**The request:** Quote, verbatim, all material below, without pictures.

** begin Dataset content **

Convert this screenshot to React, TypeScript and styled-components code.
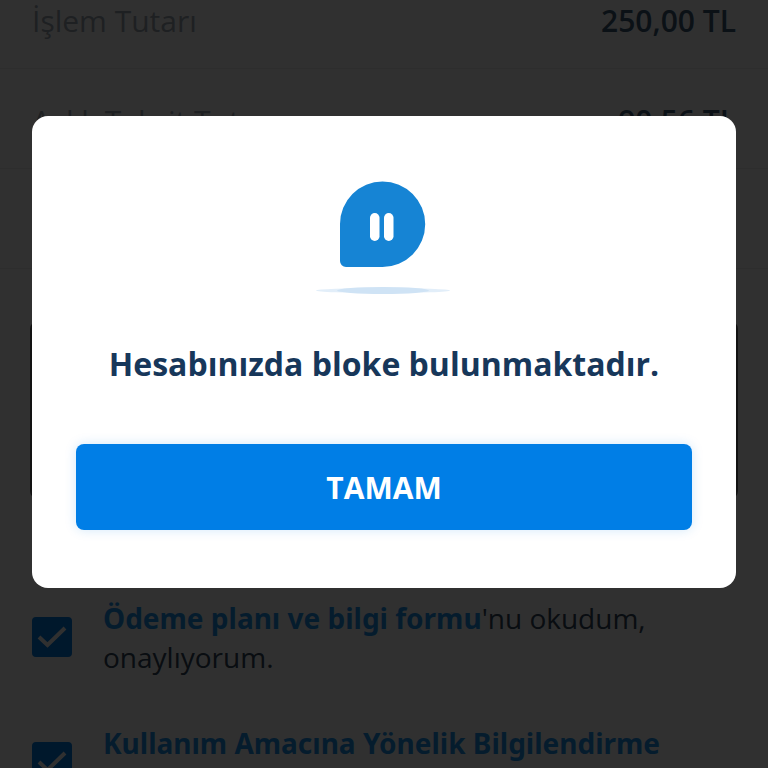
import React, { useState } from "react";
import styled, { createGlobalStyle } from "styled-components";

const GlobalStyle = createGlobalStyle`
  * {
    box-sizing: border-box;
  }
  body {
    margin: 0;
    background: #ffffff;
    font-family: "Open Sans", "Noto Sans", sans-serif;
    overflow: hidden;
  }
`;

const Page = styled.main`
  height: 100vh;
  overflow: hidden;
  font-size: 28px;
  line-height: 39px;
`;

const Summary = styled.dl`
  margin: 0;
  font-size: 30px;
`;

const SummaryRow = styled.div<{ $first?: boolean }>`
  display: flex;
  justify-content: space-between;
  min-height: ${(p) => (p.$first ? "0" : "100px")};
  padding: ${(p) => (p.$first ? "1px" : "32px")} 32px 28px;
  border-bottom: 1px solid #f0f0f0;
`;

const SummaryLabel = styled.dt`
  color: #a0aab6;
`;

const SummaryValue = styled.dd`
  margin: 0;
  color: #3c5a78;
  font-weight: 600;
`;

const PlanBox = styled.section`
  height: 178px;
  margin: 52px 30px 100px;
  border: 2px solid #606060;
  border-radius: 8px;
`;

const Agreements = styled.div`
  display: flex;
  flex-direction: column;
  gap: 47px;
  padding: 0 32px;
`;

const Agreement = styled.div`
  display: flex;
  align-items: center;
  gap: 31px;
  min-height: 78px;
`;

const TickHolder = styled.span`
  display: grid;
  flex: none;
  width: 40px;
  height: 40px;
  margin-bottom: 2px;

  > * {
    grid-area: 1 / 1;
  }
`;

const Tick = styled.input`
  appearance: none;
  width: 40px;
  height: 40px;
  margin: 0;
  border: 2px solid #007ee6;
  border-radius: 4px;
  cursor: pointer;

  &:checked {
    background: #007ee6;
  }
`;

const TickMark = styled.svg`
  width: 40px;
  height: 40px;
  pointer-events: none;
`;

const AgreementText = styled.label`
  flex: 1;
  align-self: flex-start;
  max-width: 600px;
  color: #32465a;
`;

const AgreementLink = styled.a`
  color: #1e96f0;
  font-family: "Noto Sans", "Open Sans", sans-serif;
  font-weight: 700;
  text-decoration: none;
`;

const Overlay = styled.div`
  position: fixed;
  inset: 0;
  display: flex;
  align-items: flex-start;
  justify-content: center;
  padding: 116px 32px 32px;
  background: rgba(0, 0, 0, 0.81);
`;

const Dialog = styled.section`
  display: flex;
  flex-direction: column;
  align-items: center;
  width: 100%;
  padding: 64px 44px 58px;
  border-radius: 16px;
  background: #ffffff;
`;

const Illustration = styled.svg`
  width: 136px;
  height: 116px;
`;

const Title = styled.h1`
  margin: 46px 0 58px;
  color: #17375a;
  font-size: 32px;
  font-weight: 700;
  line-height: 44px;
  text-align: center;
`;

const ConfirmButton = styled.button`
  width: 100%;
  height: 86px;
  border: 0;
  border-radius: 8px;
  background: #007ee6;
  box-shadow: 0 0 12px rgba(0, 126, 230, 0.18);
  color: #ffffff;
  font-family: inherit;
  font-size: 30px;
  font-weight: 700;
  line-height: 39px;
  cursor: pointer;
`;

interface AgreementItemProps {
  id: string;
  link: string;
  rest?: string;
}

function AgreementItem({ id, link, rest }: AgreementItemProps) {
  return (
    <Agreement>
      <TickHolder>
        <Tick type="checkbox" id={id} defaultChecked />
        <TickMark viewBox="0 0 40 40" aria-hidden="true">
          <path d="M7 20 15.500 28 33 11" fill="none" stroke="#ffffff" strokeWidth="4" />
        </TickMark>
      </TickHolder>
      <AgreementText htmlFor={id}>
        <AgreementLink href="#">{link}</AgreementLink>
        {rest}
      </AgreementText>
    </Agreement>
  );
}

export default function App() {
  const [open, setOpen] = useState(true);

  return (
    <>
      <GlobalStyle />
      <Page>
        <Summary>
          <SummaryRow $first>
            <SummaryLabel>İşlem Tutarı</SummaryLabel>
            <SummaryValue>250,00 TL</SummaryValue>
          </SummaryRow>
          <SummaryRow>
            <SummaryLabel>Aylık Taksit Tutarı</SummaryLabel>
            <SummaryValue>90,56 TL</SummaryValue>
          </SummaryRow>
          <SummaryRow />
        </Summary>
        <PlanBox />
        <Agreements>
          <AgreementItem id="plan" link="Ödeme planı ve bilgi formu" rest="'nu okudum, onaylıyorum." />
          <AgreementItem id="usage" link="Kullanım Amacına Yönelik Bilgilendirme" />
        </Agreements>
      </Page>
      {open && (
        <Overlay>
          <Dialog role="alertdialog" aria-modal="true" aria-labelledby="dialog-title">
            <Illustration viewBox="0 0 136 116" aria-hidden="true">
              <path
                d="M66.500 1.500A42.700 42.700 0 0 1 66.500 86.900H30a6 6 0 0 1-6-6V44A42.500 42.500 0 0 1 66.500 1.500Z"
                fill="#1684d4"
              />
              <rect x="54" y="33" width="9.500" height="28" rx="4.750" fill="#ffffff" />
              <rect x="68" y="33" width="9.500" height="28" rx="4.750" fill="#ffffff" />
              <ellipse cx="67" cy="110.500" rx="67" ry="2.500" fill="#e2eef9" />
              <ellipse cx="67" cy="110.500" rx="46" ry="3.500" fill="#cfe3f5" />
            </Illustration>
            <Title id="dialog-title">Hesabınızda bloke bulunmaktadır.</Title>
            <ConfirmButton type="button" onClick={() => setOpen(false)}>
              TAMAM
            </ConfirmButton>
          </Dialog>
        </Overlay>
      )}
    </>
  );
}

** end Dataset content **

**Reply:**
Convert this screenshot to React, TypeScript and styled-components code.
import React, { useState } from "react";
import styled, { createGlobalStyle } from "styled-components";

const GlobalStyle = createGlobalStyle`
  * {
    box-sizing: border-box;
  }
  body {
    margin: 0;
    background: #ffffff;
    font-family: "Open Sans", "Noto Sans", sans-serif;
    overflow: hidden;
  }
`;

const Page = styled.main`
  height: 100vh;
  overflow: hidden;
  font-size: 28px;
  line-height: 39px;
`;

const Summary = styled.dl`
  margin: 0;
  font-size: 30px;
`;

const SummaryRow = styled.div<{ $first?: boolean }>`
  display: flex;
  justify-content: space-between;
  min-height: ${(p) => (p.$first ? "0" : "100px")};
  padding: ${(p) => (p.$first ? "1px" : "32px")} 32px 28px;
  border-bottom: 1px solid #f0f0f0;
`;

const SummaryLabel = styled.dt`
  color: #a0aab6;
`;

const SummaryValue = styled.dd`
  margin: 0;
  color: #3c5a78;
  font-weight: 600;
`;

const PlanBox = styled.section`
  height: 178px;
  margin: 52px 30px 100px;
  border: 2px solid #606060;
  border-radius: 8px;
`;

const Agreements = styled.div`
  display: flex;
  flex-direction: column;
  gap: 47px;
  padding: 0 32px;
`;

const Agreement = styled.div`
  display: flex;
  align-items: center;
  gap: 31px;
  min-height: 78px;
`;

const TickHolder = styled.span`
  display: grid;
  flex: none;
  width: 40px;
  height: 40px;
  margin-bottom: 2px;

  > * {
    grid-area: 1 / 1;
  }
`;

const Tick = styled.input`
  appearance: none;
  width: 40px;
  height: 40px;
  margin: 0;
  border: 2px solid #007ee6;
  border-radius: 4px;
  cursor: pointer;

  &:checked {
    background: #007ee6;
  }
`;

const TickMark = styled.svg`
  width: 40px;
  height: 40px;
  pointer-events: none;
`;

const AgreementText = styled.label`
  flex: 1;
  align-self: flex-start;
  max-width: 600px;
  color: #32465a;
`;

const AgreementLink = styled.a`
  color: #1e96f0;
  font-family: "Noto Sans", "Open Sans", sans-serif;
  font-weight: 700;
  text-decoration: none;
`;

const Overlay = styled.div`
  position: fixed;
  inset: 0;
  display: flex;
  align-items: flex-start;
  justify-content: center;
  padding: 116px 32px 32px;
  background: rgba(0, 0, 0, 0.81);
`;

const Dialog = styled.section`
  display: flex;
  flex-direction: column;
  align-items: center;
  width: 100%;
  padding: 64px 44px 58px;
  border-radius: 16px;
  background: #ffffff;
`;

const Illustration = styled.svg`
  width: 136px;
  height: 116px;
`;

const Title = styled.h1`
  margin: 46px 0 58px;
  color: #17375a;
  font-size: 32px;
  font-weight: 700;
  line-height: 44px;
  text-align: center;
`;

const ConfirmButton = styled.button`
  width: 100%;
  height: 86px;
  border: 0;
  border-radius: 8px;
  background: #007ee6;
  box-shadow: 0 0 12px rgba(0, 126, 230, 0.18);
  color: #ffffff;
  font-family: inherit;
  font-size: 30px;
  font-weight: 700;
  line-height: 39px;
  cursor: pointer;
`;

interface AgreementItemProps {
  id: string;
  link: string;
  rest?: string;
}

function AgreementItem({ id, link, rest }: AgreementItemProps) {
  return (
    <Agreement>
      <TickHolder>
        <Tick type="checkbox" id={id} defaultChecked />
        <TickMark viewBox="0 0 40 40" aria-hidden="true">
          <path d="M7 20 15.500 28 33 11" fill="none" stroke="#ffffff" strokeWidth="4" />
        </TickMark>
      </TickHolder>
      <AgreementText htmlFor={id}>
        <AgreementLink href="#">{link}</AgreementLink>
        {rest}
      </AgreementText>
    </Agreement>
  );
}

export default function App() {
  const [open, setOpen] = useState(true);

  return (
    <>
      <GlobalStyle />
      <Page>
        <Summary>
          <SummaryRow $first>
            <SummaryLabel>İşlem Tutarı</SummaryLabel>
            <SummaryValue>250,00 TL</SummaryValue>
          </SummaryRow>
          <SummaryRow>
            <SummaryLabel>Aylık Taksit Tutarı</SummaryLabel>
            <SummaryValue>90,56 TL</SummaryValue>
          </SummaryRow>
          <SummaryRow />
        </Summary>
        <PlanBox />
        <Agreements>
          <AgreementItem id="plan" link="Ödeme planı ve bilgi formu" rest="'nu okudum, onaylıyorum." />
          <AgreementItem id="usage" link="Kullanım Amacına Yönelik Bilgilendirme" />
        </Agreements>
      </Page>
      {open && (
        <Overlay>
          <Dialog role="alertdialog" aria-modal="true" aria-labelledby="dialog-title">
            <Illustration viewBox="0 0 136 116" aria-hidden="true">
              <path
                d="M66.500 1.500A42.700 42.700 0 0 1 66.500 86.900H30a6 6 0 0 1-6-6V44A42.500 42.500 0 0 1 66.500 1.500Z"
                fill="#1684d4"
              />
              <rect x="54" y="33" width="9.500" height="28" rx="4.750" fill="#ffffff" />
              <rect x="68" y="33" width="9.500" height="28" rx="4.750" fill="#ffffff" />
              <ellipse cx="67" cy="110.500" rx="67" ry="2.500" fill="#e2eef9" />
              <ellipse cx="67" cy="110.500" rx="46" ry="3.500" fill="#cfe3f5" />
            </Illustration>
            <Title id="dialog-title">Hesabınızda bloke bulunmaktadır.</Title>
            <ConfirmButton type="button" onClick={() => setOpen(false)}>
              TAMAM
            </ConfirmButton>
          </Dialog>
        </Overlay>
      )}
    </>
  );
}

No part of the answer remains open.